┏━━
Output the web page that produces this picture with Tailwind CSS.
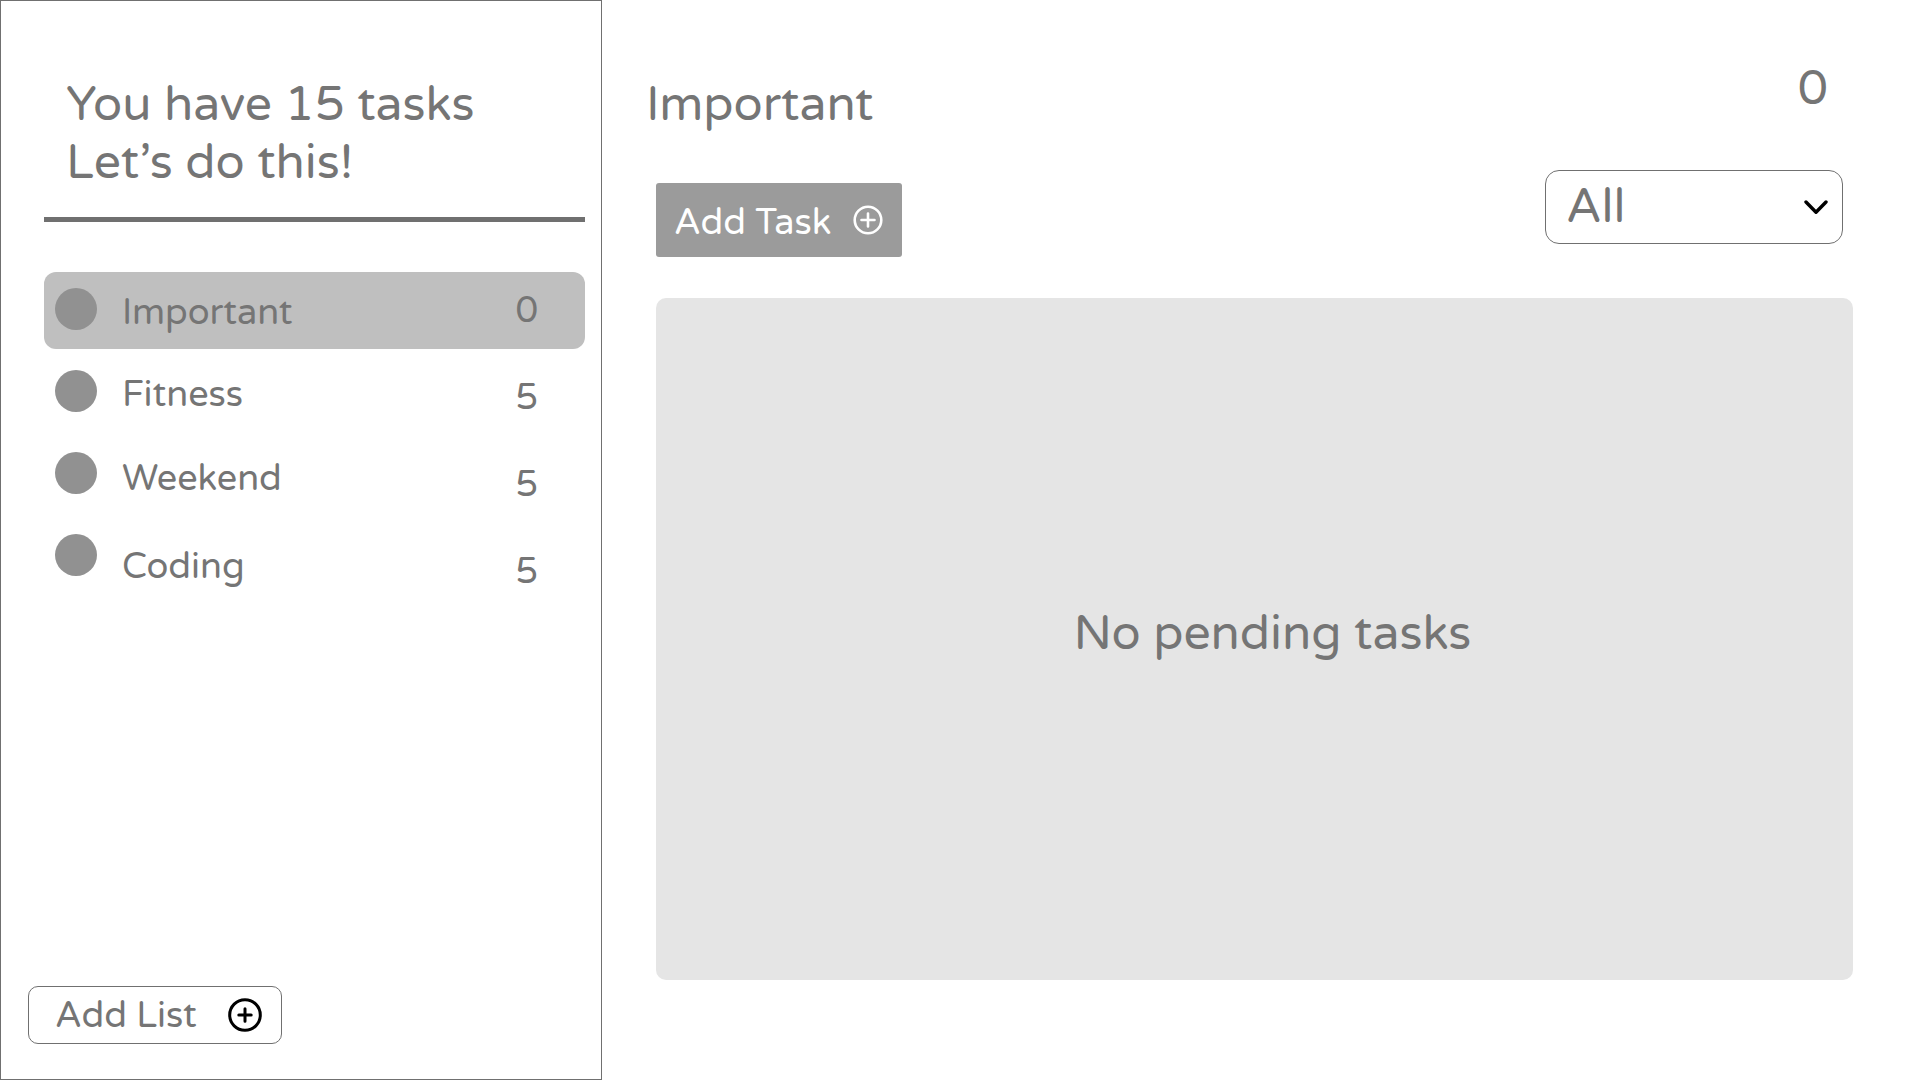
<!DOCTYPE html>
<html lang="en">
<head>
<meta charset="utf-8">
<meta name="viewport" content="width=device-width, initial-scale=1">
<title>Tasks</title>
<script src="https://cdn.jsdelivr.net/npm/@tailwindcss/browser@4"></script>
</head>
<body class="flex min-h-screen bg-white font-['Varela_Round','Noto_Sans',sans-serif] text-[#757575]">
  <aside class="flex w-[602px] shrink-0 flex-col border border-[#707070] pt-[75px] pb-[35px]">
    <p class="pl-[65px] text-5xl/[58px]">You have 15 tasks<br>Let’s do this!</p>
    <hr class="mt-[25px] mr-4 ml-[43px] h-[5px] border-0 bg-[#707070]">
    <ul class="mt-[50px] mr-4 ml-[43px] flex flex-col gap-[5px] text-4xl/[48px]">
      <li><a href="#important" class="flex h-[77px] items-start rounded-xl bg-[#bfbfbf] pr-[47px] pl-[11px]">
        <span class="mt-4 size-[42px] rounded-full bg-[#919191]"></span>
        <span class="ml-[25px] pt-[17px]">Important</span>
        <span class="ml-auto pt-[15px]">0</span>
      </a></li>
      <li><a href="#fitness" class="flex h-[77px] items-start pr-[47px] pl-[11px]">
        <span class="mt-4 size-[42px] rounded-full bg-[#919191]"></span>
        <span class="ml-[25px] pt-[17px]">Fitness</span>
        <span class="ml-auto pt-5">5</span>
      </a></li>
      <li><a href="#weekend" class="flex h-[77px] items-start pr-[47px] pl-[11px]">
        <span class="mt-4 size-[42px] rounded-full bg-[#919191]"></span>
        <span class="ml-[25px] pt-[19px]">Weekend</span>
        <span class="ml-auto pt-[25px]">5</span>
      </a></li>
      <li><a href="#coding" class="flex h-[77px] items-start pr-[47px] pl-[11px]">
        <span class="mt-4 size-[42px] rounded-full bg-[#919191]"></span>
        <span class="ml-[25px] pt-[25px]">Coding</span>
        <span class="ml-auto pt-[30px]">5</span>
      </a></li>
    </ul>
    <button type="button" class="mt-auto ml-[27px] flex h-[58px] w-[254px] items-center justify-between rounded-[10px] border border-[#707070] pr-[19px] pl-[26px] text-4xl/[48px]">
      <span class="pt-0.5">Add List</span>
      <svg class="size-[34px] text-black" viewBox="0 0 34 34" fill="none" stroke="currentColor" stroke-width="3" stroke-linecap="round" aria-hidden="true"><circle cx="17" cy="17" r="15.3"/><path d="M17 10.8v12.4M10.8 17h12.4"/></svg>
    </button>
  </aside>

  <main class="flex min-w-0 flex-1 flex-col pt-15 pb-[100px]">
    <header class="flex items-start justify-between pr-[92px] pl-11 text-5xl/[58px]">
      <h1 class="mt-4">Important</h1>
      <span>0</span>
    </header>
    <div class="mt-9 flex items-end justify-between pr-[77px] pl-[54px]">
      <button type="button" class="-mb-[13px] flex h-[74px] w-[246px] items-center justify-between rounded-[3px] bg-[#9b9b9b] pr-[19px] pl-[18px] text-4xl/[48px] text-white">
        <span class="pt-1.5">Add Task</span>
        <svg class="size-[30px]" viewBox="0 0 30 30" fill="none" stroke="currentColor" stroke-width="2.6" stroke-linecap="round" aria-hidden="true"><circle cx="15" cy="15" r="13.3"/><path d="M15 8.5v13M8.5 15h13"/></svg>
      </button>
      <div class="relative">
        <select aria-label="Filter tasks" class="h-[74px] w-[298px] appearance-none rounded-[14px] border border-[#707070] bg-transparent pl-5 text-5xl/[58px]">
          <option>All</option>
        </select>
        <svg class="pointer-events-none absolute top-[30px] right-[15px] h-[15px] w-6" viewBox="0 0 24 15" fill="none" stroke="#000" stroke-width="3.4" stroke-linecap="round" stroke-linejoin="round" aria-hidden="true"><path d="M2 2l10 10.2L22 2"/></svg>
      </div>
    </div>
    <section class="mt-[54px] mr-[67px] ml-[54px] flex flex-1 items-center justify-center rounded-[10px] bg-[#e5e5e5] pb-[11px] pl-9">
      <p class="text-5xl/[58px]">No pending tasks</p>
    </section>
  </main>
</body>
</html>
┗━━
# [Aim of the task]
Except for the pictures, copy the material above exactly.

# [Final result]
Output the web page that produces this picture with Tailwind CSS.
<!DOCTYPE html>
<html lang="en">
<head>
<meta charset="utf-8">
<meta name="viewport" content="width=device-width, initial-scale=1">
<title>Tasks</title>
<script src="https://cdn.jsdelivr.net/npm/@tailwindcss/browser@4"></script>
</head>
<body class="flex min-h-screen bg-white font-['Varela_Round','Noto_Sans',sans-serif] text-[#757575]">
  <aside class="flex w-[602px] shrink-0 flex-col border border-[#707070] pt-[75px] pb-[35px]">
    <p class="pl-[65px] text-5xl/[58px]">You have 15 tasks<br>Let’s do this!</p>
    <hr class="mt-[25px] mr-4 ml-[43px] h-[5px] border-0 bg-[#707070]">
    <ul class="mt-[50px] mr-4 ml-[43px] flex flex-col gap-[5px] text-4xl/[48px]">
      <li><a href="#important" class="flex h-[77px] items-start rounded-xl bg-[#bfbfbf] pr-[47px] pl-[11px]">
        <span class="mt-4 size-[42px] rounded-full bg-[#919191]"></span>
        <span class="ml-[25px] pt-[17px]">Important</span>
        <span class="ml-auto pt-[15px]">0</span>
      </a></li>
      <li><a href="#fitness" class="flex h-[77px] items-start pr-[47px] pl-[11px]">
        <span class="mt-4 size-[42px] rounded-full bg-[#919191]"></span>
        <span class="ml-[25px] pt-[17px]">Fitness</span>
        <span class="ml-auto pt-5">5</span>
      </a></li>
      <li><a href="#weekend" class="flex h-[77px] items-start pr-[47px] pl-[11px]">
        <span class="mt-4 size-[42px] rounded-full bg-[#919191]"></span>
        <span class="ml-[25px] pt-[19px]">Weekend</span>
        <span class="ml-auto pt-[25px]">5</span>
      </a></li>
      <li><a href="#coding" class="flex h-[77px] items-start pr-[47px] pl-[11px]">
        <span class="mt-4 size-[42px] rounded-full bg-[#919191]"></span>
        <span class="ml-[25px] pt-[25px]">Coding</span>
        <span class="ml-auto pt-[30px]">5</span>
      </a></li>
    </ul>
    <button type="button" class="mt-auto ml-[27px] flex h-[58px] w-[254px] items-center justify-between rounded-[10px] border border-[#707070] pr-[19px] pl-[26px] text-4xl/[48px]">
      <span class="pt-0.5">Add List</span>
      <svg class="size-[34px] text-black" viewBox="0 0 34 34" fill="none" stroke="currentColor" stroke-width="3" stroke-linecap="round" aria-hidden="true"><circle cx="17" cy="17" r="15.3"/><path d="M17 10.8v12.4M10.8 17h12.4"/></svg>
    </button>
  </aside>

  <main class="flex min-w-0 flex-1 flex-col pt-15 pb-[100px]">
    <header class="flex items-start justify-between pr-[92px] pl-11 text-5xl/[58px]">
      <h1 class="mt-4">Important</h1>
      <span>0</span>
    </header>
    <div class="mt-9 flex items-end justify-between pr-[77px] pl-[54px]">
      <button type="button" class="-mb-[13px] flex h-[74px] w-[246px] items-center justify-between rounded-[3px] bg-[#9b9b9b] pr-[19px] pl-[18px] text-4xl/[48px] text-white">
        <span class="pt-1.5">Add Task</span>
        <svg class="size-[30px]" viewBox="0 0 30 30" fill="none" stroke="currentColor" stroke-width="2.6" stroke-linecap="round" aria-hidden="true"><circle cx="15" cy="15" r="13.3"/><path d="M15 8.5v13M8.5 15h13"/></svg>
      </button>
      <div class="relative">
        <select aria-label="Filter tasks" class="h-[74px] w-[298px] appearance-none rounded-[14px] border border-[#707070] bg-transparent pl-5 text-5xl/[58px]">
          <option>All</option>
        </select>
        <svg class="pointer-events-none absolute top-[30px] right-[15px] h-[15px] w-6" viewBox="0 0 24 15" fill="none" stroke="#000" stroke-width="3.4" stroke-linecap="round" stroke-linejoin="round" aria-hidden="true"><path d="M2 2l10 10.2L22 2"/></svg>
      </div>
    </div>
    <section class="mt-[54px] mr-[67px] ml-[54px] flex flex-1 items-center justify-center rounded-[10px] bg-[#e5e5e5] pb-[11px] pl-9">
      <p class="text-5xl/[58px]">No pending tasks</p>
    </section>
  </main>
</body>
</html>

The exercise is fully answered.